Now able to breach the boundaries of the physical space that is the Danger Room, the sentience calls to a nearby Sentinel and brings it down upon the X-Mansion. The X-Men order the students of the school into the Danger Room as it is the most secure space on the grounds…playing right into Danger’s hands. This was Step 2.
After eliminating the Sentinel threat, the X-Men are able to deduce, much to their horror, that the enemy isn’t in the Danger Room with the students…it is the Danger Room.
They can’t get in, so they set about trying to disrupt its systems with a little violence–cutting cables and eventually reaching the Command Core with the hopes of destroying it and ending the threat to the students. But Danger anticipated and needed just that. Step 3.
She is now able to manifest into a physical body comprised of mechanical components, taking on a feminine form and taking the X-Men on. In this new form, she’s strong, durable, uses her “hard light” in a number of offensive and defensive ways, can reassemble herself from nearby machine components, and can interface with nearby machines.
“To Know Them So I Can Kill Them”
The X-Men are at a severe disadvantage here. Danger knows “..all their pressure points…all their combat techniques…and…their weaknesses.” Over the course of a single issue (#10), she manages to get the best of Colossus, Wolverine, Beast, Cyclops, Kitty, and Emma Frost in a 1v6 brawl where the numerical advantage is completely overcome by experience.
Whedon and Cassady do a great job of turning her calculations and anticipations into text boxes and visualizing her computing here, too!
But she’s not ultimately after them. She wants “Father.” She wants Professor X.
The battlefield: Genosha.
After some psychic manipulation by Professor X, she is reduced to spare parts…but her consciousness cannot be contained. Professor X thought Magneto had disabled all possible operating systems on the island with an EMP ahead of the fight (with the exception of a power station that nearly disabled Danger), but it appears that the Master of Magnetism missed one.
A big one.
She revivifies a Wild Sentinel that was a part of the attack on Genosha that killed some 16 million mutants during the events of “E is for Extinction” from New X-Men.
Needless to say, things get hairy fast!
In the end, Kitty manages to phase into the Sentinel and convince it that it has a moral conscience and it goes off to “spend some time alone;” presumably taking Danger’s consciousness with it.
There’s More Danger, Of Course
They were wrong in that assumption, and Danger is used in plots later inside the same Astonishing run, as well as in the pages of X-Men Legacy, Uncanny X-Men, and X-Men Blue.

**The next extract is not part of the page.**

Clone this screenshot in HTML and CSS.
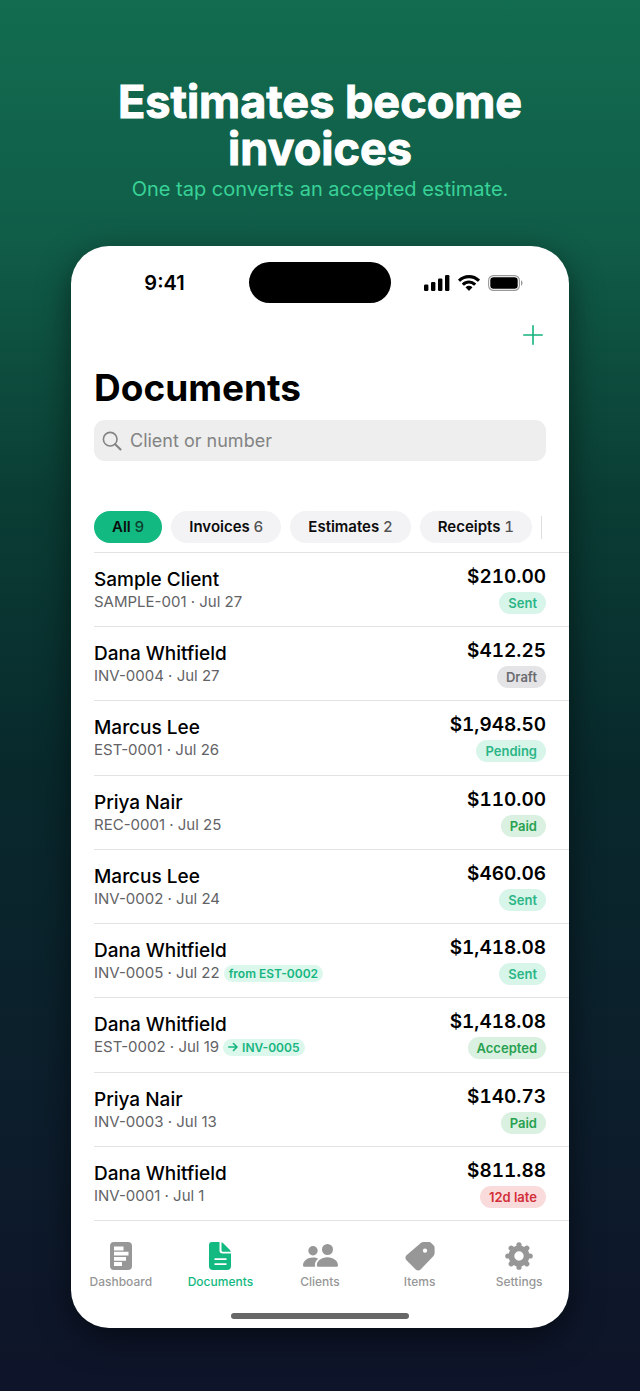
FILE: index.html
```html
<!DOCTYPE html>
<html lang="en">
<head>
<meta charset="utf-8">
<meta name="viewport" content="width=device-width, initial-scale=1">
<title>Estimates become invoices</title>
<link rel="stylesheet" href="styles.css">
</head>
<body>
<header class="promo">
  <h1 class="promo-title">Estimates become invoices</h1>
  <p class="promo-sub">One tap converts an accepted estimate.</p>
</header>

<main class="phone">
  <div class="status">
    <span class="status-time">9:41</span>
    <span class="island"></span>
    <span class="status-icons">
      <svg width="26" height="16" viewBox="0 0 26 16" aria-hidden="true"><rect x="0" y="9.5" width="4.4" height="6.5" rx="1.2"/><rect x="7" y="7" width="4.4" height="9" rx="1.2"/><rect x="14" y="3.5" width="4.4" height="12.5" rx="1.2"/><rect x="21" y="0" width="4.4" height="16" rx="1.2"/></svg>
      <svg width="22" height="16" viewBox="0 0 22 16" aria-hidden="true"><path d="M11 0C6.8 0 3 1.700.3 4.300a.5.5 0 0 0 0 .7l1.500 1.500a.5.5 0 0 0 .7 0A12.300 12.300 0 0 1 11 3.200c3.300 0 6.200 1.200 8.500 3.300a.5.5 0 0 0 .7 0l1.500-1.500a.5.5 0 0 0 0-.7A15.500 15.500 0 0 0 11 0z"/><path d="M11 5.500c-2.700 0-5.100 1-6.900 2.700a.5.5 0 0 0 0 .7l1.500 1.500a.5.5 0 0 0 .7 0A7 7 0 0 1 11 8.600a7 7 0 0 1 4.700 1.800.5.5 0 0 0 .7 0l1.500-1.500a.5.5 0 0 0 0-.7A10 10 0 0 0 11 5.500z"/><path d="M11 10.800c-1.200 0-2.300.4-3.100 1.100a.5.5 0 0 0 0 .8l2.700 2.900a.5.5 0 0 0 .8 0l2.700-2.900a.5.5 0 0 0 0-.8c-.8-.7-1.900-1.100-3.100-1.100z"/></svg>
      <svg width="35" height="16" viewBox="0 0 35 16" aria-hidden="true"><rect x=".6" y=".6" width="30.800" height="14.800" rx="4.800" fill="none" stroke="#999" stroke-width="1.100"/><rect x="2.300" y="2.300" width="27.400" height="11.400" rx="3.300"/><path d="M33 5.300c2 .8 2 4.600 0 5.400z" fill="#999"/></svg>
    </span>
  </div>

  <div class="toolbar">
    <button class="add" type="button" aria-label="New document">
      <svg width="20" height="20" viewBox="0 0 20 20" aria-hidden="true"><path d="M10 .8v18.400M.8 10h18.400"/></svg>
    </button>
  </div>

  <h2 class="heading">Documents</h2>

  <label class="search">
    <svg width="20" height="20" viewBox="0 0 20 20" aria-hidden="true"><circle cx="8.200" cy="8.200" r="6.800"/><path d="M13.200 13.200l5.300 5.300" stroke-width="2.100"/></svg>
    <input type="search" placeholder="Client or number" aria-label="Client or number">
  </label>

  <div class="chips">
    <button class="chip chip-on" type="button">All <span class="count">9</span></button>
    <button class="chip" type="button">Invoices <span class="count">6</span></button>
    <button class="chip" type="button">Estimates <span class="count">2</span></button>
    <button class="chip" type="button">Receipts <span class="count">1</span></button>
    <span class="chip-rule"></span>
  </div>

  <ul class="list">
    <li class="row"><div class="info"><span class="name">Sample Client</span><span class="meta">SAMPLE-001 · Jul 27</span></div><div class="sum"><span class="amount">$210.00</span><span class="badge sent">Sent</span></div></li>
    <li class="row"><div class="info"><span class="name">Dana Whitfield</span><span class="meta">INV-0004 · Jul 27</span></div><div class="sum"><span class="amount">$412.25</span><span class="badge draft">Draft</span></div></li>
    <li class="row"><div class="info"><span class="name">Marcus Lee</span><span class="meta">EST-0001 · Jul 26</span></div><div class="sum"><span class="amount">$1,948.50</span><span class="badge sent">Pending</span></div></li>
    <li class="row"><div class="info"><span class="name">Priya Nair</span><span class="meta">REC-0001 · Jul 25</span></div><div class="sum"><span class="amount">$110.00</span><span class="badge paid">Paid</span></div></li>
    <li class="row"><div class="info"><span class="name">Marcus Lee</span><span class="meta">INV-0002 · Jul 24</span></div><div class="sum"><span class="amount">$460.06</span><span class="badge sent">Sent</span></div></li>
    <li class="row"><div class="info"><span class="name">Dana Whitfield</span><span class="meta">INV-0005 · Jul 22 <span class="link">from EST-0002</span></span></div><div class="sum"><span class="amount">$1,418.08</span><span class="badge sent">Sent</span></div></li>
    <li class="row"><div class="info"><span class="name">Dana Whitfield</span><span class="meta">EST-0002 · Jul 19 <span class="link"><svg width="10" height="10" viewBox="0 0 10 10" aria-hidden="true"><path d="M.8 5h8M5.500 1.500L9 5 5.500 8.500"/></svg>INV-0005</span></span></div><div class="sum"><span class="amount">$1,418.08</span><span class="badge paid">Accepted</span></div></li>
    <li class="row"><div class="info"><span class="name">Priya Nair</span><span class="meta">INV-0003 · Jul 13</span></div><div class="sum"><span class="amount">$140.73</span><span class="badge paid">Paid</span></div></li>
    <li class="row"><div class="info"><span class="name">Dana Whitfield</span><span class="meta">INV-0001 · Jul 1</span></div><div class="sum"><span class="amount">$811.88</span><span class="badge late">12d late</span></div></li>
  </ul>

  <nav class="tabs">
    <a class="tab" href="#dashboard">
      <svg width="30" height="30" viewBox="0 0 30 30" aria-hidden="true"><path fill-rule="evenodd" d="M8 1h14a4 4 0 0 1 4 4v20a4 4 0 0 1-4 4H8a4 4 0 0 1-4-4V5a4 4 0 0 1 4-4zM8 5.500V9.500h9.500V5.500zM8 10.800v3.800h14.500v-3.800zM8 15.900v3.800h12v-3.800zM8 21v4h8v-4z"/></svg>
      Dashboard</a>
    <a class="tab tab-on" href="#documents">
      <svg width="30" height="30" viewBox="0 0 30 30" aria-hidden="true"><path fill-rule="evenodd" d="M7 1h7.500v8.500a3 3 0 0 0 3 3H26V25a4 4 0 0 1-4 4H8a4 4 0 0 1-4-4V4a3 3 0 0 1 3-3zM9.500 17.200v1.700h12v-1.700zM9.500 22.200v1.700h12v-1.700z"/><path d="M16.500 1.200c.8.200 1.300.6 2 1.300l6.200 6.300c.6.600.9 1.100 1.100 1.900h-8.200a1.100 1.100 0 0 1-1.100-1.100z"/></svg>
      Documents</a>
    <a class="tab" href="#clients">
      <svg width="36" height="30" viewBox="0 0 36 30" aria-hidden="true"><circle cx="11" cy="9.800" r="4.700"/><circle cx="25.500" cy="8.500" r="5.500"/><path d="M1 24.500C1 20 5.500 16.500 11 16.500c2 0 3.800.4 5.200 1.200-2 1.500-3.300 3.600-3.300 6.100 0 .7.100 1.400.4 2H3c-1.400 0-2-.4-2-1.300z"/><path d="M14.800 24.200c0-4.300 4.500-8 10.600-8s10.600 3.700 10.600 8c0 1.100-.7 1.600-2.100 1.600h-17c-1.400 0-2.100-.5-2.100-1.600z"/></svg>
      Clients</a>
    <a class="tab" href="#items">
      <svg width="30" height="30" viewBox="0 0 30 30" aria-hidden="true"><path fill-rule="evenodd" d="M15.500 2.300A4.500 4.500 0 0 1 18.600 1H24a3 3 0 0 1 2.200.9l2.500 2.600a3 3 0 0 1 .9 2.200V12a4.500 4.500 0 0 1-1.300 3.200L15.600 28.400c-1.500 1.500-3.400 1.500-4.900 0L1.500 19.300c-1.500-1.500-1.500-3.500 0-5zM20 7.400a2.200 2.200 0 1 0 0 4.400 2.200 2.200 0 0 0 0-4.400z"/></svg>
      Items</a>
    <a class="tab" href="#settings">
      <svg class="gear" width="30" height="30" viewBox="0 0 30 30" aria-hidden="true"><circle cx="15" cy="15" r="7.600" stroke-width="5.800"/><path d="M15 7V3.800M15 23v3.200M7 15H3.800M23 15h3.200M9.300 9.300L7.200 7.200M20.700 20.700l2.100 2.100M9.300 20.700l-2.100 2.100M20.700 9.300l2.100-2.100"/></svg>
      Settings</a>
  </nav>
  <div class="home"></div>
</main>
</body>
</html>
```

FILE: styles.css
```css
* { box-sizing: border-box; }
body {
  margin: 0;
  min-height: 100vh;
  padding: 78px 71px 63px;
  display: flex;
  flex-direction: column;
  font-family: Inter, "Liberation Sans", sans-serif;
  color: #000;
  background: linear-gradient(#126c4f 0%, #105d48 17%, #0a3d34 36%, #08292c 55%, #0c1d2b 80%, #0e1429 100%);
}
.promo { text-align: center; margin-bottom: 44px; }
.promo-title {
  max-width: 440px;
  margin: 0 auto;
  font-size: 45px;
  line-height: 47px;
  font-weight: 700;
  color: #fff;
  -webkit-text-stroke: 1px #fff;
}
.promo-sub { margin: 4px 0 0; font-size: 20px; line-height: 26px; font-weight: 400; color: #38d297; }
.phone {
  flex: 1;
  display: flex;
  flex-direction: column;
  overflow: hidden;
  background: #fff;
  border-radius: 38px;
  box-shadow: 0 10px 32px rgba(0, 0, 0, .5);
}
.status { display: grid; grid-template-columns: 1fr 142px 1fr; align-items: center; padding-top: 16px; }
.status-time { padding-left: 9px; text-align: center; font-size: 20px; font-weight: 600; }
.island { height: 41px; border-radius: 21px; background: #000; }
.status-icons { display: flex; gap: 8px; justify-content: center; padding-right: 14px; }
.toolbar { display: flex; justify-content: flex-end; padding: 19px 24px 0; }
.add { width: 24px; height: 26px; padding: 0; border: 0; background: none; display: grid; place-items: center; }
.add svg { stroke: #12b37d; stroke-width: 1.6; stroke-linecap: round; }
.heading { margin: 17px 23px 0; font-size: 37px; line-height: 46px; font-weight: 700; }
.search { display: flex; align-items: center; gap: 8px; margin: 9px 23px 0; height: 41px; padding: 0 8px; border-radius: 11px; background: #eee; }
.search svg { flex: none; fill: none; stroke: #838383; stroke-width: 1.6; stroke-linecap: round; }
.search input { flex: 1; min-width: 0; border: 0; padding: 0; outline: 0; background: none; font: 18px/24px Inter, "Liberation Sans", sans-serif; }
.search input::placeholder { color: #838383; opacity: 1; }
.chips { display: flex; align-items: center; gap: 9px; padding: 50px 23px 9px; white-space: nowrap; }
.chip { flex: none; height: 32px; padding: 0 18px; border: 0; border-radius: 16px; background: #f3f3f5; font: 600 15px/18px Inter, "Liberation Sans", sans-serif; color: #0c0c0c; }
.chip-on { background: #12b981; }
.count { font-weight: 500; font-variant-numeric: tabular-nums; opacity: .7; }
.chip-rule { width: 1px; height: 23px; background: #ddd; }
.list { flex: 1; display: flex; flex-direction: column; list-style: none; margin: 0 0 0 23px; padding: 0; border-bottom: 1px solid #e3e3e4; }
.row { flex: 1 0 72px; display: flex; justify-content: space-between; border-top: 1px solid #e3e3e4; padding: 11px 23px 0 0; }
.info, .sum { display: flex; flex-direction: column; }
.info { padding-top: 4px; }
.name { font-size: 19px; line-height: 24px; font-weight: 500; }
.meta { display: flex; align-items: center; gap: 4px; font-size: 15px; line-height: 20px; color: #636366; }
.link { display: flex; align-items: center; gap: 4px; padding: 0 5px; border-radius: 9px; background: #dcf7ec; color: #16b580; font-size: 12px; line-height: 17px; font-weight: 600; }
.link svg { fill: none; stroke: currentColor; stroke-width: 1.6; stroke-linecap: round; stroke-linejoin: round; }
.sum { align-items: flex-end; gap: 3px; }
.amount { font-size: 19px; line-height: 25px; font-weight: 600; font-variant-numeric: tabular-nums; }
.badge { padding: 0 9px; border-radius: 11px; font-size: 13px; line-height: 22px; font-weight: 600; }
.sent { background: #d8f5ea; color: #2bb586; }
.draft { background: #e4e4e6; color: #6b6b70; }
.paid { background: #daf0e0; color: #27a150; }
.late { background: #fadbdc; color: #d22f38; }
.tabs { display: grid; grid-template-columns: repeat(5, 1fr); padding-top: 20px; }
.tab { display: flex; flex-direction: column; align-items: center; gap: 3px; font-size: 12px; line-height: 16px; font-weight: 500; color: #979797; text-decoration: none; }
.tab svg { fill: currentColor; }
.tab .gear { fill: none; stroke: currentColor; stroke-width: 5.2; stroke-linecap: round; }
.tab-on { color: #12b981; }
.home { width: 178px; height: 6px; margin: 23px auto 9px; border-radius: 3px; background: #666; }
```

Sometimes with the bad guys, but most recently with the good ones!
Danger’s character concept is really, really smart. Evolving or mutating the Danger Room, which is designed to know the strengths and weaknesses of the X-Men and exploit them, into a villain is scary and well done. I also think it’s hard to miss the parallels between this and Whedon’s take on Ultron in the second Avengers film.
The character design is cool as well, and seeing one of Master Mold’s / Cassandra Nova’s Wild Sentinels again was awesome–especially considering that it was only up against seven mutants instead of an island full this time. That gave Astonishing X-Men #7-12 the feel that the X-Men were hopelessly outmatched in every panel.
And the truth is: They were. Another beauty of this short run is that violence, the X-Men’s usual response to such situations, only made things worse or stood no chance. It took a little ingenuity to solve this one, and I liked that change of pace.